At a more fundamental level, the problem with claimants’ argument is that it equatés community standards with the most pornographic items available for sale. Were this true, a community would never be able to purge itself of obscene items currently in existence, and any practical or legal difficulties involved in the enforcement of obscenity laws would have to be interpreted as evidence of community acceptance. The demand for pornography, whatever its economic significance, is not an adequate measure of the standards of a community which extends far beyond the confines of Times Square.
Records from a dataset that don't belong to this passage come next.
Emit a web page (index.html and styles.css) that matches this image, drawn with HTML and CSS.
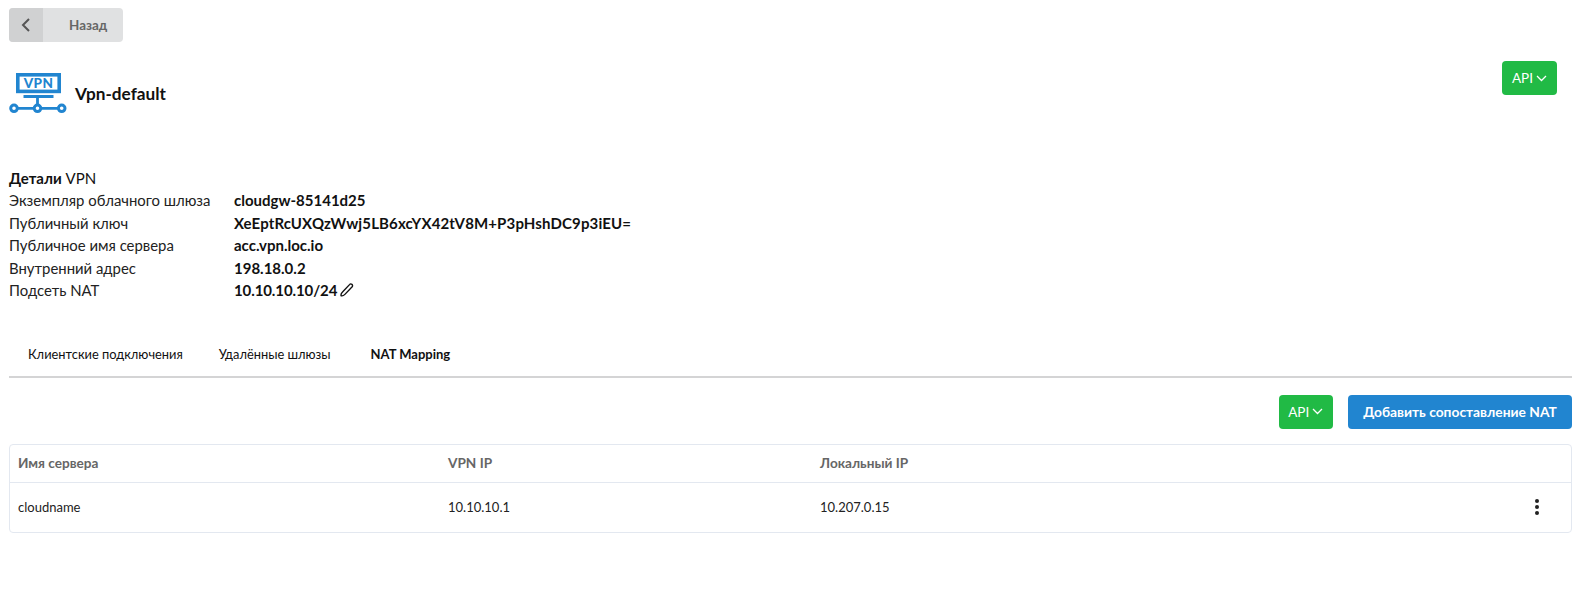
FILE: index.html
```html
<!DOCTYPE html>
<html lang="ru">
<head>
<meta charset="utf-8">
<title>Vpn-default</title>
<link rel="stylesheet" href="styles.css">
</head>
<body>
<main class="page">
  <a class="back" href="#">
    <span class="back-icon"><svg width="12" height="16" viewBox="0 0 12 16"><path d="M9 2 3 8l6 6" fill="none" stroke="#555" stroke-width="2"/></svg></span>
    <span class="back-label">Назад</span>
  </a>
  <header class="head">
    <div class="title-wrap">
      <svg class="vpn-icon" width="58" height="41" viewBox="0 0 58 41">
        <rect x="8.800" y="1.800" width="41.400" height="16.600" fill="none" stroke="#2185d0" stroke-width="3.600"/>
        <text x="29.500" y="15" class="vpn-text" text-anchor="middle">VPN</text>
        <path d="M14.500 23.500h30" stroke="#2185d0" stroke-width="3"/>
        <path d="M28.500 24v11.300M8 35.300h41" stroke="#2185d0" stroke-width="2.800"/>
        <circle cx="5" cy="35.300" r="3.300" fill="#fff" stroke="#2185d0" stroke-width="3"/>
        <circle cx="28.500" cy="35.300" r="3.300" fill="#fff" stroke="#2185d0" stroke-width="3"/>
        <circle cx="52.700" cy="35.300" r="3.300" fill="#fff" stroke="#2185d0" stroke-width="3"/>
      </svg>
      <h1>Vpn-default</h1>
    </div>
    <button class="btn api">API <svg width="11" height="7" viewBox="0 0 11 7"><path d="M1 1l4.500 4.500L10 1" fill="none" stroke="#fff" stroke-width="1.300"/></svg></button>
  </header>
  <section class="details">
    <h2><b>Детали</b> VPN</h2>
    <dl>
      <dt>Экземпляр облачного шлюза</dt><dd>cloudgw-85141d25</dd>
      <dt>Публичный ключ</dt><dd class="key">XeEptRcUXQzWwj5LB6xcYX42tV8M+P3pHshDC9p3iEU=</dd>
      <dt>Публичное имя сервера</dt><dd>acc.vpn.loc.io</dd>
      <dt>Внутренний адрес</dt><dd>198.18.0.2</dd>
      <dt>Подсеть NAT</dt><dd class="nat"><span>10.10.10.10/24</span><svg class="pencil" width="15" height="15" viewBox="0 0 14 14"><path d="M9.800 1.500a1.600 1.600 0 0 1 2.500 2L5.500 10.600c-1 1-2.500 1.700-3.500 1.300-.4-1 .3-2.500 1.300-3.500z" fill="none" stroke="#111" stroke-width="1.300"/></svg></dd>
    </dl>
  </section>
  <nav class="tabs">
    <a href="#">Клиентские подключения</a>
    <a href="#">Удалённые шлюзы</a>
    <a href="#" class="active">NAT Mapping</a>
  </nav>
  <div class="toolbar">
    <button class="btn api">API <svg width="11" height="7" viewBox="0 0 11 7"><path d="M1 1l4.500 4.500L10 1" fill="none" stroke="#fff" stroke-width="1.300"/></svg></button>
    <button class="btn primary">Добавить сопоставление NAT</button>
  </div>
  <div class="table">
    <div class="row thead">
      <span>Имя сервера</span><span>VPN IP</span><span>Локальный IP</span><span></span>
    </div>
    <div class="row">
      <span>cloudname</span><span>10.10.10.1</span><span>10.207.0.15</span>
      <span class="menu"><i></i><i></i><i></i></span>
    </div>
  </div>
</main>
</body>
</html>
```
FILE: styles.css
```css
* { box-sizing: border-box; }
html, body { margin: 0; padding: 0; background: #fff; }
body { font-family: Lato, "Noto Sans", sans-serif; font-size: 15px; color: #111; }
.page { padding: 8px 15px 0 9px; }

.back { display: flex; width: 114px; height: 34px; background: #e0e1e2; border-radius: 4px; overflow: hidden; text-decoration: none; }
.back-icon { width: 34px; background: #d0d1d2; display: flex; align-items: center; justify-content: center; }
.back-label { flex: 1; padding-left: 26px; line-height: 34px; font-size: 13.400px; font-weight: 700; color: #666; }

.head { display: flex; justify-content: space-between; align-items: flex-start; margin-top: 19px; margin-right: 15px; height: 106px; }
.title-wrap { display: flex; align-items: center; gap: 8px; margin-top: 12px; }
.vpn-icon { display: block; }
.vpn-text { font-family: Lato, sans-serif; font-weight: 900; font-size: 13.500px; fill: #2185d0; letter-spacing: .3px; }
h1 { margin: 0; font-size: 17.200px; font-weight: 700; line-height: 24px; color: #111; }

.btn { border: 0; border-radius: 4px; height: 34px; font-family: inherit; font-size: 13.800px; color: #fff; cursor: pointer; }
.api { width: 54.500px; padding: 0; background: #21ba45; display: flex; align-items: center; justify-content: center; gap: 3px; font-size: 13.500px; }
.head .api { width: 55px; }
.primary { width: 224px; padding: 0; background: #2185d0; font-weight: 700; }

.details h2 { margin: 0; font-size: 15px; font-weight: 400; line-height: 22px; color: #111; }
.details h2 b { font-weight: 700; }
dl { margin: 0; display: grid; grid-template-columns: 225px 1fr; grid-auto-rows: 22.500px; line-height: 22px; }
dt { color: #222; font-size: 14.900px; }
dd { margin: 0; font-weight: 700; color: #111; }
.key { letter-spacing: .14px; }
.nat { display: flex; align-items: center; gap: 2px; height: 22px; letter-spacing: -.1px; }
.pencil { display: block; flex: none; }

.tabs { display: flex; margin-top: 30px; height: 46px; border-bottom: 2px solid #d4d4d5; padding-left: 1px; }
.tabs a { padding: 0 18px; line-height: 44px; font-size: 12.850px; color: #111; text-decoration: none; }
.tabs a.active { font-weight: 700; font-size: 13px; padding-left: 22px; }

.toolbar { display: flex; justify-content: flex-end; gap: 15px; margin-top: 17px; }

.table { margin-top: 15px; border: 1px solid #e3e8f0; border-radius: 4px; }
.row { display: grid; grid-template-columns: 430px 372px 1fr 43px; align-items: center; padding-left: 8px; height: 49px; font-size: 13px; color: #222; }
.thead { height: 38px; border-bottom: 1px solid #e3e8f0; font-weight: 700; font-size: 13.600px; color: #666; }
.menu { display: flex; flex-direction: column; align-items: center; gap: 2px; width: 18px; }
.menu i { display: block; width: 4px; height: 4px; border-radius: 50%; background: #222; }
```
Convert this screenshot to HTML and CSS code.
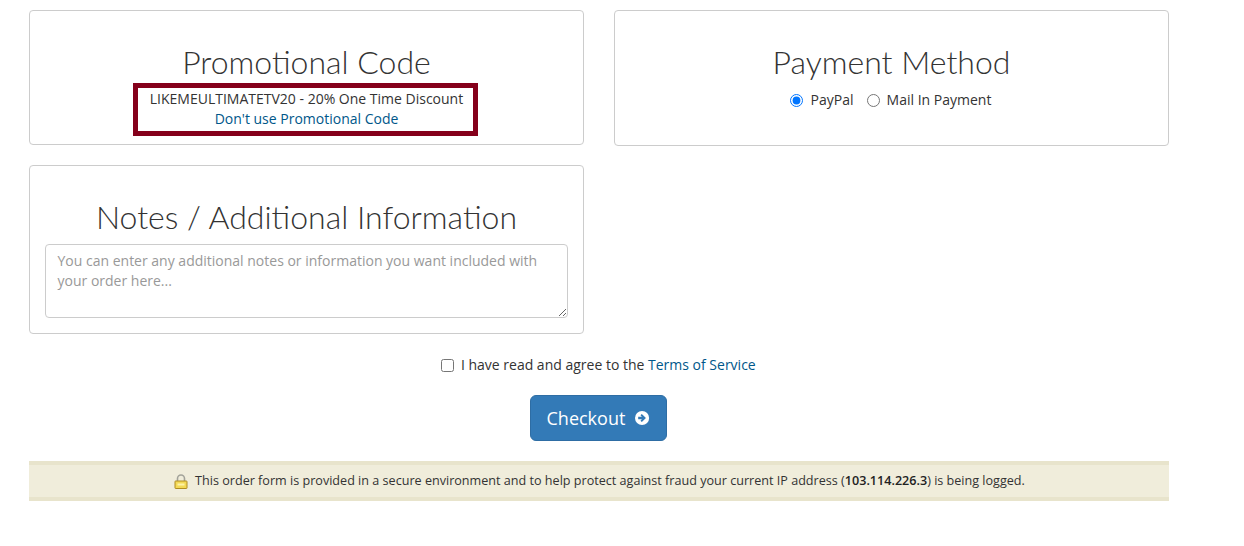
FILE: index.html
```html
<!DOCTYPE html>
<html lang="en">
<head>
<meta charset="utf-8">
<title>Checkout</title>
<link rel="stylesheet" href="styles.css">
</head>
<body>
<main class="page">
  <div class="cards">
    <section class="card card-promo">
      <h2 class="card-title">Promotional Code</h2>
      <div class="promo-box">
        <div class="promo-line">LIKEMEULTIMATETV20 - 20% One Time Discount</div>
        <a class="link" href="#">Don't use Promotional Code</a>
      </div>
    </section>
    <section class="card card-pay">
      <h2 class="card-title">Payment Method</h2>
      <div class="pay-options">
        <label class="option"><input class="radio" type="radio" name="pay" checked> PayPal</label>
        <label class="option"><input class="radio" type="radio" name="pay"> Mail In Payment</label>
      </div>
    </section>
    <section class="card card-notes">
      <h2 class="card-title">Notes / Additional Information</h2>
      <textarea class="notes" placeholder="You can enter any additional notes or information you want included with your order here..."></textarea>
    </section>
  </div>
  <div class="terms">
    <label><input class="check" type="checkbox"> I have read and agree to the <a class="link" href="#">Terms of Service</a></label>
  </div>
  <div class="actions">
    <button class="checkout" type="button">Checkout
      <svg class="arrow" viewBox="0 0 16 16" aria-hidden="true"><circle cx="8" cy="8" r="8" fill="#fff"/><path d="M3.6 6.6h4.2L6.2 5l1.5-1.5L12.4 8l-4.7 4.5L6.2 11l1.6-1.6H3.6z" fill="#337ab7"/></svg>
    </button>
  </div>
  <div class="notice">
    <svg class="lock" viewBox="0 0 14 15" aria-hidden="true">
      <path d="M3.5 7.5V4.5a3.5 3.5 0 0 1 7 0v3" fill="none" stroke="#a3a39a" stroke-width="1.6"/>
      <rect x="1" y="7" width="12" height="7.5" rx=".6" fill="#f3d955" stroke="#b08c22"/>
      <rect x="3.5" y="9.5" width="7" height="2" fill="#fdf3a8"/>
    </svg>
    <span>This order form is provided in a secure environment and to help protect against fraud your current IP address (<strong>103.114.226.3</strong>) is being logged.</span>
  </div>
</main>
</body>
</html>
```
FILE: styles.css
```css
* { box-sizing: border-box; }
html, body { margin: 0; background: #fff; }
body {
  font-family: "Open Sans", "Liberation Sans", sans-serif;
  font-size: 14px;
  line-height: 20px;
  color: #333;
}
.page { width: 1140px; margin-left: 29px; padding-top: 10px; }
.cards {
  display: grid;
  grid-template-columns: 555px 555px;
  column-gap: 30px;
  row-gap: 19px;
  align-items: start;
}
.card {
  border: 1px solid #ccc;
  border-radius: 4px;
  text-align: center;
  padding: 0 15px;
}
.card-promo { height: 135px; }
.card-pay { height: 136px; }
.card-notes { height: 169px; }
.card-title {
  margin: 29px 0 0;
  font-family: Lato, "Open Sans", sans-serif;
  font-weight: 300;
  font-size: 32px;
  line-height: 43px;
  color: #333;
}
.promo-box {
  display: flex;
  flex-direction: column;
  align-items: center;
  margin: 0 0 0 88px;
  border: 5px solid #85001b;
  padding: 1px 0 0 2px;
  height: 53px;
  width: 345px;
  line-height: 19.5px;
}
.promo-line { white-space: nowrap; }
.link { color: #00578a; text-decoration: none; }
.pay-options { display: flex; justify-content: center; gap: 13px; margin-top: 7px; padding-right: 2px; }
.option { display: flex; align-items: center; gap: 7px; }
.option:first-child { gap: 8px; }
.radio { width: 13px; height: 13px; margin: 0; }
.notes {
  display: block;
  width: 523px;
  height: 74px;
  margin-top: 6px;
  padding: 6px 12px 6px 11.5px;
  border: 1px solid #ccc;
  border-radius: 4px;
  font: 14px/20px "Open Sans", "Liberation Sans", sans-serif;
  color: #555;
}
.notes::placeholder { color: #999; opacity: 1; }
.terms { text-align: center; margin-top: 21px; padding-right: 1px; }
.check { width: 13px; height: 13px; margin: 0 3px 0 0; vertical-align: -2px; }
.actions { display: flex; justify-content: center; margin-top: 20px; padding-right: 2px; }
.checkout {
  display: flex;
  align-items: center;
  gap: 10px;
  height: 46px;
  width: 137px;
  padding: 0 16px;
  background: #337ab7;
  border: 1px solid #2e6da4;
  border-radius: 6px;
  color: #fff;
  font: 18px/24px "Open Sans", "Liberation Sans", sans-serif;
}
.arrow { width: 16px; height: 16px; }
.notice {
  display: flex;
  justify-content: center;
  align-items: center;
  gap: 7px;
  height: 40px;
  margin-top: 20px;
  padding-left: 1px;
  background: #f0eddb;
  border-top: 4px solid #e8e4cc;
  border-bottom: 4px solid #e8e4cc;
  font-size: 12.6px;
  color: #333;
}
.notice strong { font-weight: 600; color: #222; }
.lock { width: 14px; height: 15px; }
```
At its core, claimant’s position appears to be that it is unfair to confiscate an imported copy of Private when the same and similar publications are locally available for purchase. However, a failure to comprehensively enforce obscenity laws is not adequate ground for vitiating such enforcement efforts as are being made.

In accordance with the above, a judgment of forfeiture will be entered.

So Ordered. 
      
       The copy of Screw proffered at the hearing was purchased within two blocks of this Courthouse.